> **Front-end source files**
━━━━━━━━━━━━━━━━━━━━━━━━━━━━━━
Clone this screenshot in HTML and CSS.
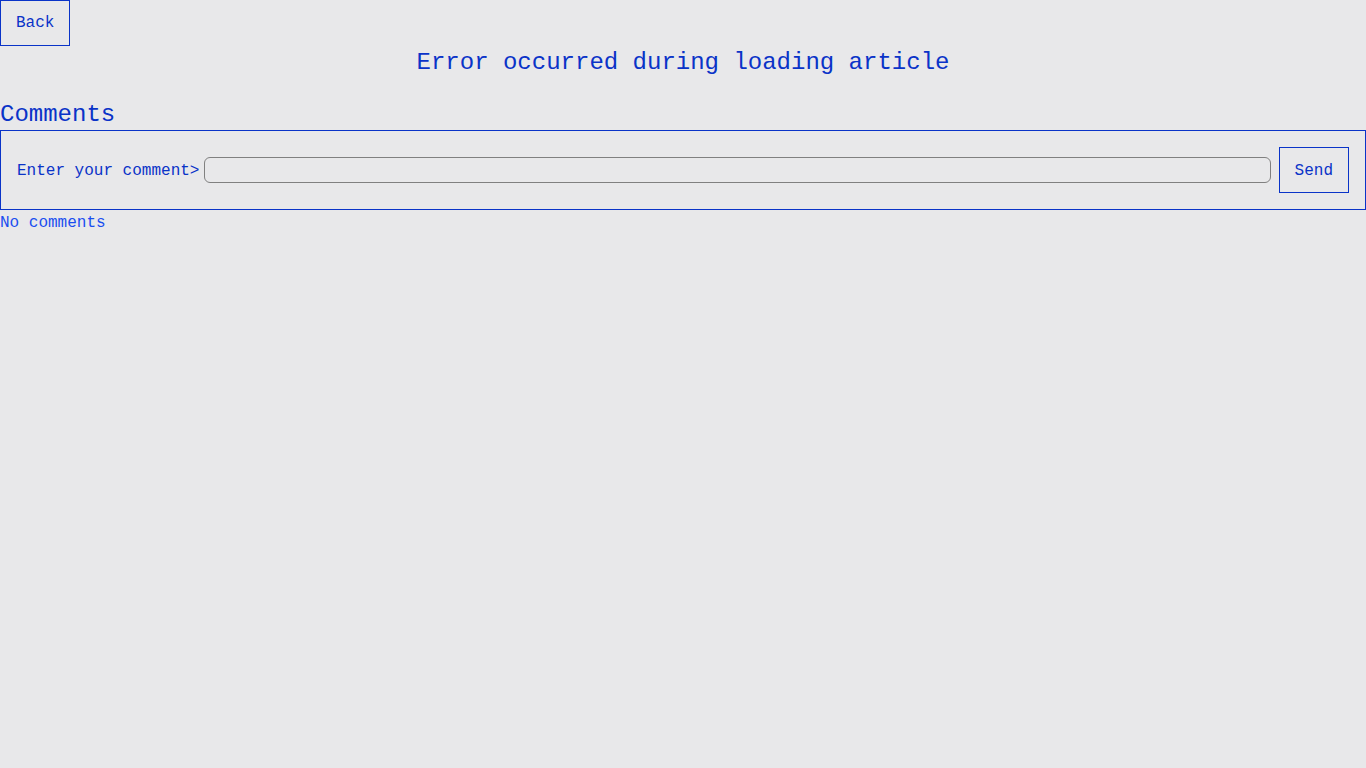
FILE: index.html
```html
<!DOCTYPE html>
<html>
<head>
<meta charset="utf-8">
<link rel="stylesheet" href="styles.css">
</head>
<body>
<button class="back">Back</button>
<h1 class="title">Error occurred during loading article</h1>
<section class="comments">
  <h2 class="comments-title">Comments</h2>
  <form class="comment-form">
    <label class="comment-label" for="c">Enter your comment&gt;</label>
    <input class="comment-input" id="c" type="text">
    <button class="send" type="button">Send</button>
  </form>
  <div class="empty">No comments</div>
</section>
</body>
</html>
```
FILE: styles.css
```css
html, body {
  margin: 0;
  padding: 0;
  background: #e8e8ea;
}
body {
  font-family: "Liberation Mono", monospace;
  color: #0a33c8;
  font-size: 16px;
}
.back, .send {
  display: block;
  box-sizing: border-box;
  height: 46px;
  padding: 0 15px;
  border: 1px solid #0a33c8;
  background: transparent;
  color: #0a33c8;
  font-family: "Liberation Mono", monospace;
  font-size: 16px;
  margin: 0;
}
.send {
  padding-top: 2px;
}
.title {
  margin: 0;
  padding-top: 3px;
  font-size: 24px;
  font-weight: normal;
  text-align: center;
  line-height: 28px;
}
.comments-title {
  margin: 0;
  margin-top: 23px;
  font-size: 24px;
  font-weight: normal;
  line-height: 30px;
}
.comment-form {
  display: flex;
  align-items: center;
  padding: 16px;
  border: 1px solid #0a33c8;
  margin: 0;
}
.comment-label {
  margin-right: 5px;
  padding-top: 2px;
}
.comment-input {
  flex: 1;
  height: 26px;
  box-sizing: border-box;
  border: 1px solid #808080;
  border-radius: 6px;
  background: transparent;
  margin: 0 8px 0 0;
  padding: 0 6px;
  font-family: "Liberation Mono", monospace;
}
.empty {
  color: #1a4ef0;
  line-height: 24px;
  padding-top: 1px;
}
```
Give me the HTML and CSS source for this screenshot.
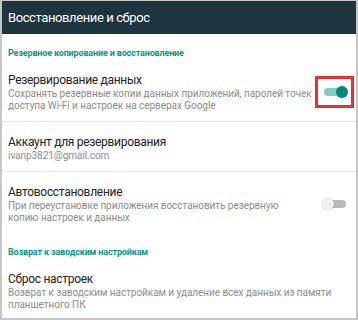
FILE: index.html
```html
<!DOCTYPE html>
<html>

<head>
  <title>Восстановление и сброс</title>
  <link rel="stylesheet" href="styles.css">
</head>

<body>
  <div class="screen">
    <div class="appbar">Восстановление и сброс</div>

    <div class="category">Резервное копирование и восстановление</div>

    <div class="pref divided">
      <div class="pref-text">
        <div class="pref-title">Резервирование данных</div>
        <div class="pref-summary">Сохранять резервные копии данных приложений, паролей точек доступа Wi-Fi и настроек на серверах Google</div>
      </div>
      <div class="marked">
        <span class="switch on"></span>
      </div>
    </div>

    <div class="pref divided">
      <div class="pref-text">
        <div class="pref-title">Аккаунт для резервирования</div>
        <div class="pref-summary">ivanp3821@gmail.com</div>
      </div>
    </div>

    <div class="pref">
      <div class="pref-text">
        <div class="pref-title">Автовосстановление</div>
        <div class="pref-summary">При переустановке приложения восстановить резервную копию настроек и данных</div>
      </div>
      <span class="switch"></span>
    </div>

    <div class="category">Возврат к заводским настройкам</div>

    <div class="pref">
      <div class="pref-text">
        <div class="pref-title">Сброс настроек</div>
        <div class="pref-summary">Возврат к заводским настройкам и удаление всех данных из памяти планшетного ПК</div>
      </div>
    </div>
  </div>
</body>

</html>
```

FILE: styles.css
```css
body {
  margin: 0;
  font-family: Roboto, 'Noto Sans', sans-serif;
  background-color: #fff;
}

.screen {
  width: 358px;
  height: 320px;
  box-sizing: border-box;
  border: 2px solid #c6c6c6;
  border-top-width: 1px;
  background-color: #fff;
  overflow: hidden;
}

/* Top bar */
.appbar {
  height: 33px;
  display: flex;
  align-items: center;
  padding-left: 6px;
  background-color: #1e343e;
  color: #fff;
  font-size: 13px;
  letter-spacing: -0.4px;
}

/* Category headers */
.category {
  padding: 12px 6px 0;
  line-height: 14px;
  font-size: 9px;
  font-weight: bold;
  letter-spacing: -0.15px;
  color: #009a8a;
}

/* Preference rows */
.pref {
  display: flex;
  align-items: center;
  padding: 12px 8px 9px 6px;
}

.pref.divided {
  border-bottom: 1px solid #e8e8e8;
}

.pref-text {
  flex: 1;
}

.pref-title {
  font-size: 12px;
  line-height: 16px;
  letter-spacing: -0.3px;
  color: #222;
}

.pref-summary {
  font-size: 10px;
  line-height: 12px;
  letter-spacing: -0.05px;
  color: #8c8c8c;
}

/* Switches */
.switch {
  position: relative;
  display: block;
  width: 26px;
  height: 12px;
  margin-left: 14px;
}

.switch:before {
  content: "";
  position: absolute;
  left: 2px;
  top: 2px;
  width: 22px;
  height: 8px;
  border-radius: 4px;
  background-color: #b9b9b9;
}

.switch:after {
  content: "";
  position: absolute;
  left: 0;
  top: 0;
  width: 12px;
  height: 12px;
  border-radius: 50%;
  background-color: #f1f1f1;
  box-shadow: 0 0 1px rgba(0, 0, 0, 0.3);
}

.switch.on {
  margin-left: 0;
}

.switch.on:before {
  background-color: #80cbc4;
}

.switch.on:after {
  left: 14px;
  background-color: #00897b;
  box-shadow: none;
}

/* Red highlight around the backup switch */
.marked {
  border: 3px solid #ef2b33;
  padding: 7px 3px 7px 4px;
  margin-right: -6px;
}
```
━━━━━━━━━━━━━━━━━━━━━━━━━━━━━━
> **Aim**
Except for the pictures, print the data above exactly.

> **Written response**
Clone this screenshot in HTML and CSS.
FILE: index.html
```html
<!DOCTYPE html>
<html>
<head>
<meta charset="utf-8">
<link rel="stylesheet" href="styles.css">
</head>
<body>
<button class="back">Back</button>
<h1 class="title">Error occurred during loading article</h1>
<section class="comments">
  <h2 class="comments-title">Comments</h2>
  <form class="comment-form">
    <label class="comment-label" for="c">Enter your comment&gt;</label>
    <input class="comment-input" id="c" type="text">
    <button class="send" type="button">Send</button>
  </form>
  <div class="empty">No comments</div>
</section>
</body>
</html>
```
FILE: styles.css
```css
html, body {
  margin: 0;
  padding: 0;
  background: #e8e8ea;
}
body {
  font-family: "Liberation Mono", monospace;
  color: #0a33c8;
  font-size: 16px;
}
.back, .send {
  display: block;
  box-sizing: border-box;
  height: 46px;
  padding: 0 15px;
  border: 1px solid #0a33c8;
  background: transparent;
  color: #0a33c8;
  font-family: "Liberation Mono", monospace;
  font-size: 16px;
  margin: 0;
}
.send {
  padding-top: 2px;
}
.title {
  margin: 0;
  padding-top: 3px;
  font-size: 24px;
  font-weight: normal;
  text-align: center;
  line-height: 28px;
}
.comments-title {
  margin: 0;
  margin-top: 23px;
  font-size: 24px;
  font-weight: normal;
  line-height: 30px;
}
.comment-form {
  display: flex;
  align-items: center;
  padding: 16px;
  border: 1px solid #0a33c8;
  margin: 0;
}
.comment-label {
  margin-right: 5px;
  padding-top: 2px;
}
.comment-input {
  flex: 1;
  height: 26px;
  box-sizing: border-box;
  border: 1px solid #808080;
  border-radius: 6px;
  background: transparent;
  margin: 0 8px 0 0;
  padding: 0 6px;
  font-family: "Liberation Mono", monospace;
}
.empty {
  color: #1a4ef0;
  line-height: 24px;
  padding-top: 1px;
}
```
Give me the HTML and CSS source for this screenshot.
FILE: index.html
```html
<!DOCTYPE html>
<html>

<head>
  <title>Восстановление и сброс</title>
  <link rel="stylesheet" href="styles.css">
</head>

<body>
  <div class="screen">
    <div class="appbar">Восстановление и сброс</div>

    <div class="category">Резервное копирование и восстановление</div>

    <div class="pref divided">
      <div class="pref-text">
        <div class="pref-title">Резервирование данных</div>
        <div class="pref-summary">Сохранять резервные копии данных приложений, паролей точек доступа Wi-Fi и настроек на серверах Google</div>
      </div>
      <div class="marked">
        <span class="switch on"></span>
      </div>
    </div>

    <div class="pref divided">
      <div class="pref-text">
        <div class="pref-title">Аккаунт для резервирования</div>
        <div class="pref-summary">ivanp3821@gmail.com</div>
      </div>
    </div>

    <div class="pref">
      <div class="pref-text">
        <div class="pref-title">Автовосстановление</div>
        <div class="pref-summary">При переустановке приложения восстановить резервную копию настроек и данных</div>
      </div>
      <span class="switch"></span>
    </div>

    <div class="category">Возврат к заводским настройкам</div>

    <div class="pref">
      <div class="pref-text">
        <div class="pref-title">Сброс настроек</div>
        <div class="pref-summary">Возврат к заводским настройкам и удаление всех данных из памяти планшетного ПК</div>
      </div>
    </div>
  </div>
</body>

</html>
```

FILE: styles.css
```css
body {
  margin: 0;
  font-family: Roboto, 'Noto Sans', sans-serif;
  background-color: #fff;
}

.screen {
  width: 358px;
  height: 320px;
  box-sizing: border-box;
  border: 2px solid #c6c6c6;
  border-top-width: 1px;
  background-color: #fff;
  overflow: hidden;
}

/* Top bar */
.appbar {
  height: 33px;
  display: flex;
  align-items: center;
  padding-left: 6px;
  background-color: #1e343e;
  color: #fff;
  font-size: 13px;
  letter-spacing: -0.4px;
}

/* Category headers */
.category {
  padding: 12px 6px 0;
  line-height: 14px;
  font-size: 9px;
  font-weight: bold;
  letter-spacing: -0.15px;
  color: #009a8a;
}

/* Preference rows */
.pref {
  display: flex;
  align-items: center;
  padding: 12px 8px 9px 6px;
}

.pref.divided {
  border-bottom: 1px solid #e8e8e8;
}

.pref-text {
  flex: 1;
}

.pref-title {
  font-size: 12px;
  line-height: 16px;
  letter-spacing: -0.3px;
  color: #222;
}

.pref-summary {
  font-size: 10px;
  line-height: 12px;
  letter-spacing: -0.05px;
  color: #8c8c8c;
}

/* Switches */
.switch {
  position: relative;
  display: block;
  width: 26px;
  height: 12px;
  margin-left: 14px;
}

.switch:before {
  content: "";
  position: absolute;
  left: 2px;
  top: 2px;
  width: 22px;
  height: 8px;
  border-radius: 4px;
  background-color: #b9b9b9;
}

.switch:after {
  content: "";
  position: absolute;
  left: 0;
  top: 0;
  width: 12px;
  height: 12px;
  border-radius: 50%;
  background-color: #f1f1f1;
  box-shadow: 0 0 1px rgba(0, 0, 0, 0.3);
}

.switch.on {
  margin-left: 0;
}

.switch.on:before {
  background-color: #80cbc4;
}

.switch.on:after {
  left: 14px;
  background-color: #00897b;
  box-shadow: none;
}

/* Red highlight around the backup switch */
.marked {
  border: 3px solid #ef2b33;
  padding: 7px 3px 7px 4px;
  margin-right: -6px;
}
```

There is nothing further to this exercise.